+++ Given material

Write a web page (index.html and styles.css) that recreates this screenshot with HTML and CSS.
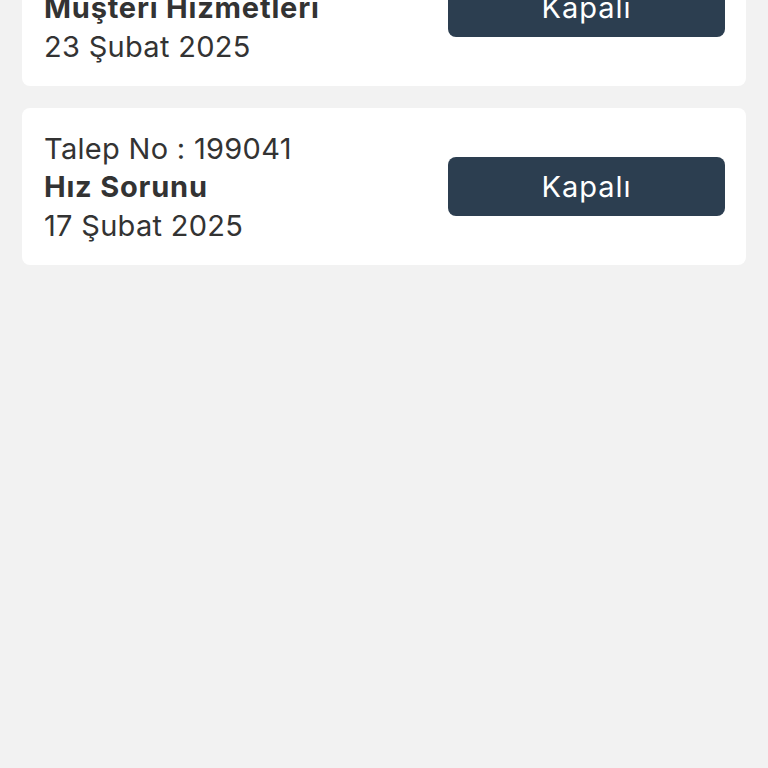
FILE: index.html
```html
<!DOCTYPE html>
<html lang="tr">
<head>
<meta charset="utf-8">
<link rel="stylesheet" href="styles.css">
</head>
<body>
<div class="list">
  <div class="card">
    <div class="info">
      <div class="line">Talep No : 199512</div>
      <div class="line title">Muşteri Hizmetleri</div>
      <div class="line">23 Şubat 2025</div>
    </div>
    <div class="status">Kapalı</div>
  </div>
  <div class="card">
    <div class="info">
      <div class="line">Talep No : 199041</div>
      <div class="line title">Hız Sorunu</div>
      <div class="line">17 Şubat 2025</div>
    </div>
    <div class="status">Kapalı</div>
  </div>
</div>
</body>
</html>
```
FILE: styles.css
```css
html, body {
  margin: 0;
  padding: 0;
  background: #f2f2f2;
  height: 100%;
}
body {
  font-family: "Inter", "Lato", sans-serif;
  color: #333333;
  overflow: hidden;
}
.list {
  display: flex;
  flex-direction: column;
  gap: 22px;
  padding: 0 22px;
  margin-top: -71px;
}
.card {
  background: #ffffff;
  border-radius: 8px;
  height: 157px;
  box-sizing: border-box;
  padding: 0 21px 0 22px;
  display: flex;
  align-items: center;
  justify-content: space-between;
}
.info {
  display: flex;
  flex-direction: column;
  padding-top: 2px;
}
.line {
  font-size: 29px;
  line-height: 38.5px;
  letter-spacing: 0.3px;
  white-space: nowrap;
}
.title {
  font-weight: 700;
  letter-spacing: 0.8px;
}
.status {
  width: 277px;
  height: 59px;
  border-radius: 8px;
  background: #2c3e50;
  color: #ffffff;
  font-size: 29px;
  letter-spacing: 1px;
  display: flex;
  align-items: center;
  justify-content: center;
}
```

++++++

# Written problem
Reproduce the material in its entirety and word for word, without the pictures.

# Answer to the task
Write a web page (index.html and styles.css) that recreates this screenshot with HTML and CSS.
FILE: index.html
```html
<!DOCTYPE html>
<html lang="tr">
<head>
<meta charset="utf-8">
<link rel="stylesheet" href="styles.css">
</head>
<body>
<div class="list">
  <div class="card">
    <div class="info">
      <div class="line">Talep No : 199512</div>
      <div class="line title">Muşteri Hizmetleri</div>
      <div class="line">23 Şubat 2025</div>
    </div>
    <div class="status">Kapalı</div>
  </div>
  <div class="card">
    <div class="info">
      <div class="line">Talep No : 199041</div>
      <div class="line title">Hız Sorunu</div>
      <div class="line">17 Şubat 2025</div>
    </div>
    <div class="status">Kapalı</div>
  </div>
</div>
</body>
</html>
```
FILE: styles.css
```css
html, body {
  margin: 0;
  padding: 0;
  background: #f2f2f2;
  height: 100%;
}
body {
  font-family: "Inter", "Lato", sans-serif;
  color: #333333;
  overflow: hidden;
}
.list {
  display: flex;
  flex-direction: column;
  gap: 22px;
  padding: 0 22px;
  margin-top: -71px;
}
.card {
  background: #ffffff;
  border-radius: 8px;
  height: 157px;
  box-sizing: border-box;
  padding: 0 21px 0 22px;
  display: flex;
  align-items: center;
  justify-content: space-between;
}
.info {
  display: flex;
  flex-direction: column;
  padding-top: 2px;
}
.line {
  font-size: 29px;
  line-height: 38.5px;
  letter-spacing: 0.3px;
  white-space: nowrap;
}
.title {
  font-weight: 700;
  letter-spacing: 0.8px;
}
.status {
  width: 277px;
  height: 59px;
  border-radius: 8px;
  background: #2c3e50;
  color: #ffffff;
  font-size: 29px;
  letter-spacing: 1px;
  display: flex;
  align-items: center;
  justify-content: center;
}
```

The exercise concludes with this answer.